# SET EXERCISE
Determine how many lines hold "source" and give only that number.

# Extracted records
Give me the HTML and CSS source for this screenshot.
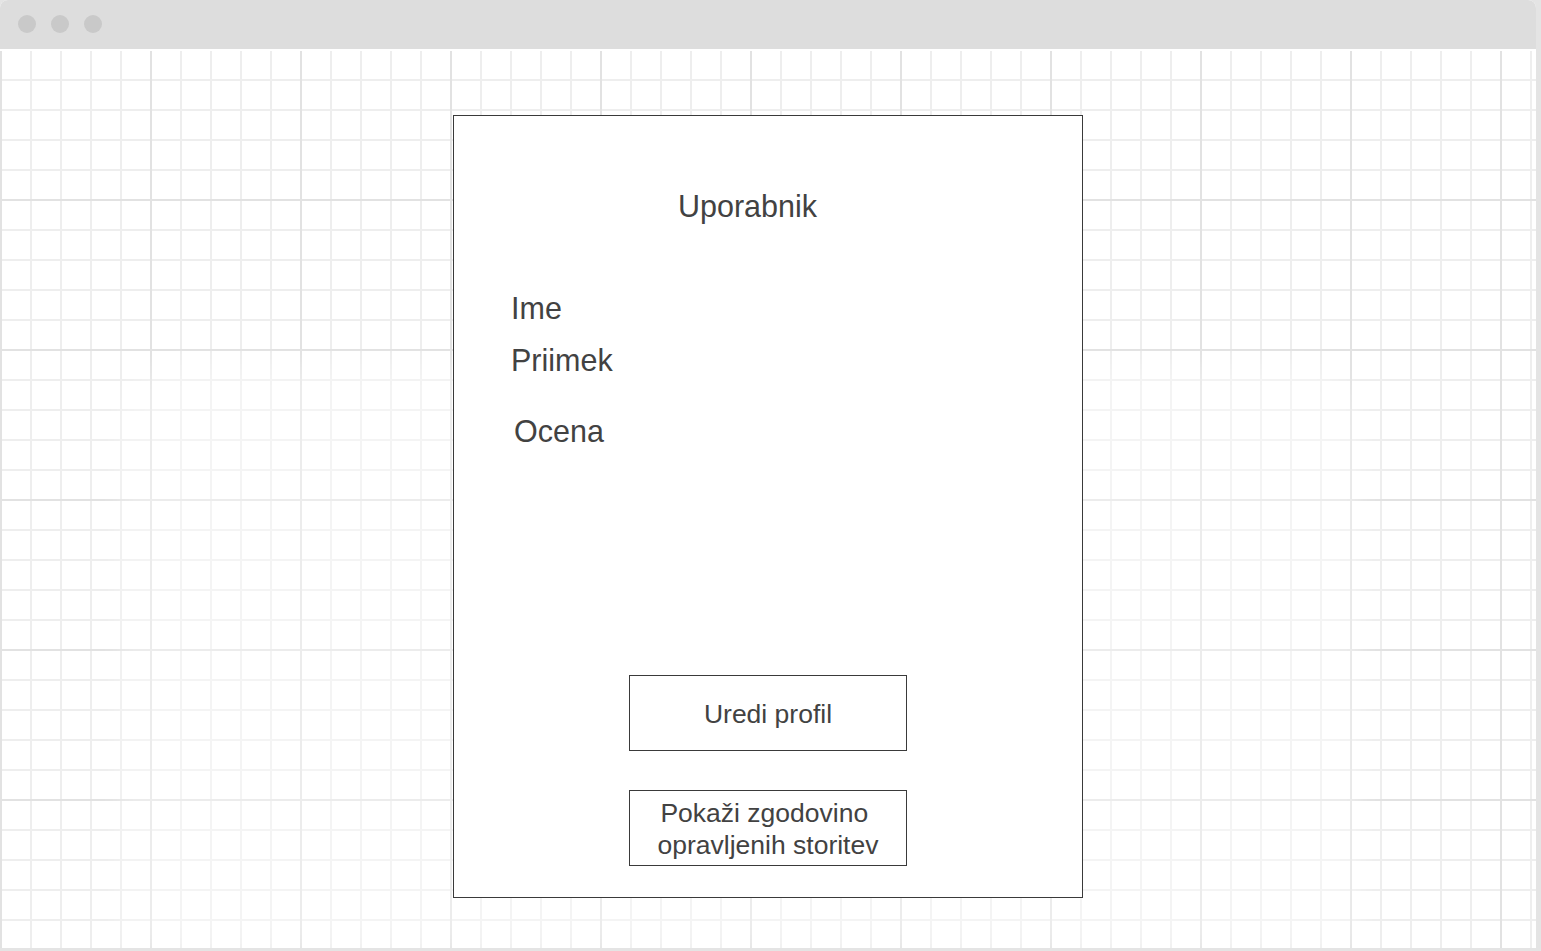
FILE: index.html
```html
<!DOCTYPE html>
<html lang="sl">
<head>
<meta charset="utf-8">
<title>Uporabnik</title>
<link rel="stylesheet" href="styles.css">
</head>
<body>
<div class="window">
  <div class="titlebar">
    <span class="dot"></span>
    <span class="dot"></span>
    <span class="dot"></span>
  </div>
  <div class="canvas">
    <div class="fade"></div>
    <div class="panel">
      <div class="title">Uporabnik</div>
      <div class="field field-ime">Ime</div>
      <div class="field field-priimek">Priimek</div>
      <div class="field field-ocena">Ocena</div>
      <div class="btn btn-first">Uredi profil</div>
      <div class="btn btn-second">Pokaži zgodovino&nbsp;<br>opravljenih storitev</div>
    </div>
  </div>
</div>
</body>
</html>
```

FILE: styles.css
```css
html, body {
  margin: 0;
  padding: 0;
}
body {
  background: #e4e4e4;
  width: 1541px;
  height: 951px;
  overflow: hidden;
  font-family: "Liberation Sans", Arial, sans-serif;
  color: #424242;
}
.window {
  width: 1536px;
  height: 948px;
  background: #fff;
  border-radius: 8px 8px 0 0;
  overflow: hidden;
  display: flex;
  flex-direction: column;
}
.titlebar {
  height: 49px;
  flex: none;
  background: #dddddd;
  display: flex;
  align-items: flex-start;
  gap: 15px;
  padding: 15px 0 0 18px;
  box-sizing: border-box;
}
.dot {
  width: 18px;
  height: 18px;
  border-radius: 50%;
  background: #c9c9c9;
}
.canvas {
  position: relative;
  flex: 1;
  border-top: 2px solid #fff;
  padding: 64px 0 0 453px;
  background-color: #fff;
  background-image:
    linear-gradient(to right, #e2e2e2 2px, transparent 2px),
    linear-gradient(to bottom, #e2e2e2 2px, transparent 2px),
    linear-gradient(to right, #eeeeee 2px, transparent 2px),
    linear-gradient(to bottom, #eeeeee 2px, transparent 2px);
  background-size: 150px 150px, 150px 150px, 30px 30px, 30px 30px;
  background-position: 0 0, 0 148px, 0 0, 0 28px;
}
.fade {
  position: absolute;
  left: 120px;
  top: 314px;
  width: 1240px;
  bottom: 0;
  background: rgba(255, 255, 255, 0.35);
  border-radius: 60px 60px 0 0;
  filter: blur(12px);
  pointer-events: none;
}
.panel {
  position: relative;
  width: 630px;
  height: 783px;
  box-sizing: border-box;
  border: 1px solid #3a3a3a;
  background: #fff;
  display: flex;
  flex-direction: column;
  align-items: flex-start;
}
.title,
.field {
  font-size: 30.5px;
  line-height: 36px;
}
.title {
  margin: 72px 0 0 224px;
}
.field-ime {
  margin: 66px 0 0 57px;
}
.field-priimek {
  margin: 16px 0 0 57px;
}
.field-ocena {
  margin: 35px 0 0 60px;
}
.btn {
  align-self: center;
  width: 278px;
  height: 76px;
  box-sizing: border-box;
  border: 1px solid #3a3a3a;
  padding-top: 2px;
  display: flex;
  align-items: center;
  justify-content: center;
  text-align: center;
  font-size: 26.5px;
  line-height: 32px;
}
.btn-first {
  margin-top: 226px;
}
.btn-second {
  margin-top: 39px;
}
```
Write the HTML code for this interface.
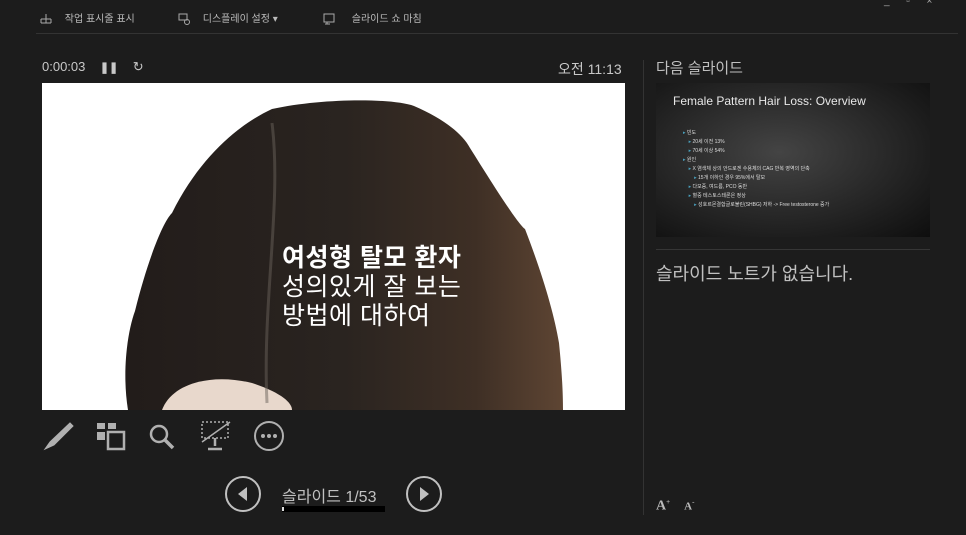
<!DOCTYPE html>
<html><head><meta charset="utf-8"><style>
*{margin:0;padding:0;box-sizing:border-box}
body{width:966px;height:535px;background:#1c1c1c;overflow:hidden;position:relative;font-family:"Liberation Sans","Noto Sans CJK KR",sans-serif;color:#c8c8c8}
.a{position:absolute;white-space:nowrap}
</style></head><body>
<div class="a" style="left:40px;top:10px;font-size:10px;color:#bbb">
<svg width="12" height="10" style="vertical-align:middle"><path d="M6 0v5M1 5h10M1 9h10M1 5v4M6 5v4M11 5v4" stroke="#aaa" fill="none"/></svg>
<span style="margin-left:10px">작업 표시줄 표시</span></div>
<div class="a" style="left:178px;top:10px;font-size:10px;color:#bbb">
<svg width="12" height="12" style="vertical-align:middle"><rect x="1" y="1" width="8" height="6" stroke="#aaa" fill="none"/><circle cx="9" cy="9" r="2.5" stroke="#aaa" fill="none"/></svg>
<span style="margin-left:10px">디스플레이 설정 ▾</span></div>
<div class="a" style="left:323px;top:10px;font-size:10px;color:#bbb">
<svg width="12" height="12" style="vertical-align:middle"><rect x="1" y="1" width="10" height="8" stroke="#aaa" fill="none"/><path d="M4 9v2M2 11h5" stroke="#aaa"/></svg>
<span style="margin-left:14px">슬라이드 쇼 마침</span></div>
<div class="a" style="left:884px;top:-4px;font-size:10px;color:#aaa">_&nbsp;&nbsp;&nbsp;&nbsp;&nbsp;&nbsp;▫&nbsp;&nbsp;&nbsp;&nbsp;&nbsp;&nbsp;×</div>
<div class="a" style="left:36px;top:33px;width:922px;height:1px;background:#333"></div>

<div class="a" style="left:42px;top:59px;font-size:13px;color:#c8c8c8">0:00:03 &nbsp;&nbsp;&nbsp;<b style="font-size:11px">❚❚</b>&nbsp;&nbsp;&nbsp;&nbsp;↻</div>
<div class="a" style="left:558px;top:59px;font-size:14px;color:#c8c8c8">오전 11:13</div>

<svg class="a" style="left:42px;top:83px" width="583" height="327" viewBox="0 0 583 327">
<defs><linearGradient id="h" x1="0" x2="1" y1="0" y2="0"><stop offset="0" stop-color="#221c1a"/><stop offset=".5" stop-color="#2a2420"/><stop offset=".8" stop-color="#3e2f25"/><stop offset="1" stop-color="#5e4533"/></linearGradient></defs>
<rect width="583" height="327" fill="#fff"/>
<path d="M86 327 C80 290 85 250 93 228 C105 180 120 140 130 130 C160 70 200 40 230 26 C280 15 350 15 372 23 C400 35 420 50 428 65 C450 100 475 140 483 146 C500 190 512 230 517 260 C520 290 521 310 521 327Z" fill="url(#h)"/>
<path d="M120 327 C130 300 170 290 210 300 C240 310 250 320 250 327Z" fill="#e8d8cc"/>
<path d="M230 40 C240 120 220 220 225 320" stroke="#6a625a" stroke-width="3" fill="none" opacity=".5"/>
<g font-family="Liberation Sans,Noto Sans CJK KR,sans-serif" fill="#fff" font-size="25" letter-spacing="0.5">
<text x="240" y="183" font-weight="bold">여성형 탈모 환자</text>
<text x="240" y="212">성의있게 잘 보는</text>
<text x="240" y="241">방법에 대하여</text></g>
</svg>

<svg class="a" style="left:42px;top:420px" width="250" height="34" viewBox="0 0 250 34">
<g stroke="#b0b0b0" fill="none" stroke-width="2.5">
<path d="M3 29 L8 22 L28 3 L31 6 L12 25 Z" fill="#b0b0b0" stroke-width="1"/>
<rect x="55" y="3" width="8" height="6" fill="#b0b0b0" stroke="none"/><rect x="66" y="3" width="8" height="6" fill="#b0b0b0" stroke="none"/><rect x="55" y="12" width="8" height="8" fill="#b0b0b0" stroke="none"/>
<rect x="66" y="12" width="16" height="17"/>
<circle cx="117" cy="14" r="8"/><path d="M123 20 L131 28" stroke-width="3.5"/>
<path d="M160 2h26v16h-26z" stroke-dasharray="2 2" stroke-width="1.5"/><path d="M160 22 L188 2" stroke-width="1.5"/><path d="M173 18v8M166 29h14" stroke-width="2.5"/>
<circle cx="227" cy="16" r="14" stroke-width="2"/>
</g>
<g fill="#b0b0b0"><circle cx="221" cy="16" r="2"/><circle cx="227" cy="16" r="2"/><circle cx="233" cy="16" r="2"/></g>
</svg>

<svg class="a" style="left:224px;top:475px" width="40" height="38"><circle cx="19" cy="19" r="17" stroke="#c0c0c0" stroke-width="2" fill="none"/><path d="M23 12 L14 19 L23 26Z" fill="#c0c0c0"/></svg>
<div class="a" style="left:282px;top:483px;font-size:16px;color:#c0c0c0">슬라이드 1/53</div>
<div class="a" style="left:282px;top:506px;width:103px;height:6px;background:#000"></div>
<div class="a" style="left:282px;top:507px;width:2px;height:4px;background:#ddd"></div>
<svg class="a" style="left:404px;top:475px" width="40" height="38"><circle cx="20" cy="19" r="17" stroke="#c0c0c0" stroke-width="2" fill="none"/><path d="M16 12 L25 19 L16 26Z" fill="#c0c0c0"/></svg>

<div class="a" style="left:643px;top:60px;width:1px;height:455px;background:#333"></div>
<div class="a" style="left:656px;top:57px;font-size:15px;color:#c0c0c0">다음 슬라이드</div>
<div class="a" style="left:656px;top:83px;width:274px;height:154px;background:radial-gradient(ellipse at 45% 45%,#444 0%,#262626 55%,#0e0e0e 100%)">
<div class="a" style="left:17px;top:11px;font-size:12px;color:#e8e8e8">Female Pattern Hair Loss: Overview</div>
<div class="a" style="left:27px;top:46px;font-size:5px;line-height:9px;color:#ddd">
<span style="color:#4aa3c0">▸</span> 빈도<br>&nbsp;&nbsp;&nbsp;&nbsp;<span style="color:#4aa3c0">▸</span> 20세 이전 13%<br>&nbsp;&nbsp;&nbsp;&nbsp;<span style="color:#4aa3c0">▸</span> 70세 이상 54%<br><span style="color:#4aa3c0">▸</span> 원인<br>&nbsp;&nbsp;&nbsp;&nbsp;<span style="color:#4aa3c0">▸</span> X 염색체 상의 안드로겐 수용체의 CAG 반복 영역의 단축<br>&nbsp;&nbsp;&nbsp;&nbsp;&nbsp;&nbsp;&nbsp;&nbsp;<span style="color:#4aa3c0">▸</span> 15개 이하인 경우 95%에서 탈모<br>&nbsp;&nbsp;&nbsp;&nbsp;<span style="color:#4aa3c0">▸</span> 다모증, 여드름, PCO 동반<br>&nbsp;&nbsp;&nbsp;&nbsp;<span style="color:#4aa3c0">▸</span> 혈중 테스토스테론은 정상<br>&nbsp;&nbsp;&nbsp;&nbsp;&nbsp;&nbsp;&nbsp;&nbsp;<span style="color:#4aa3c0">▸</span> 성호르몬결합글로불린(SHBG) 저하 -&gt; Free testosterone 증가</div>
</div>
<div class="a" style="left:656px;top:249px;width:274px;height:1px;background:#363636"></div>
<div class="a" style="left:656px;top:260px;font-size:18px;color:#c0c0c0">슬라이드 노트가 없습니다.</div>
<div class="a" style="left:656px;top:498px;font-size:14px;font-family:'Liberation Serif',serif;font-weight:bold;color:#bbb">A<sup style="font-size:7px">+</sup>&nbsp;&nbsp;&nbsp;&nbsp;<span style="font-size:11px">A</span><sup style="font-size:7px">-</sup></div>
</body></html>
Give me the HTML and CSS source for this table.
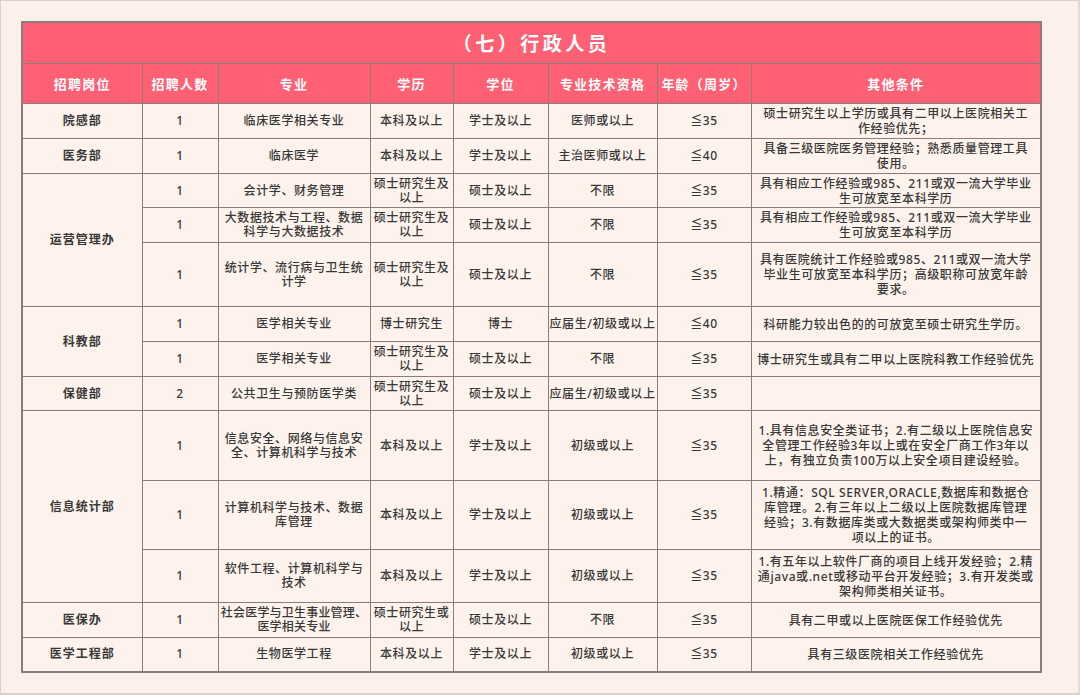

# EXERCISE SOLUTION
2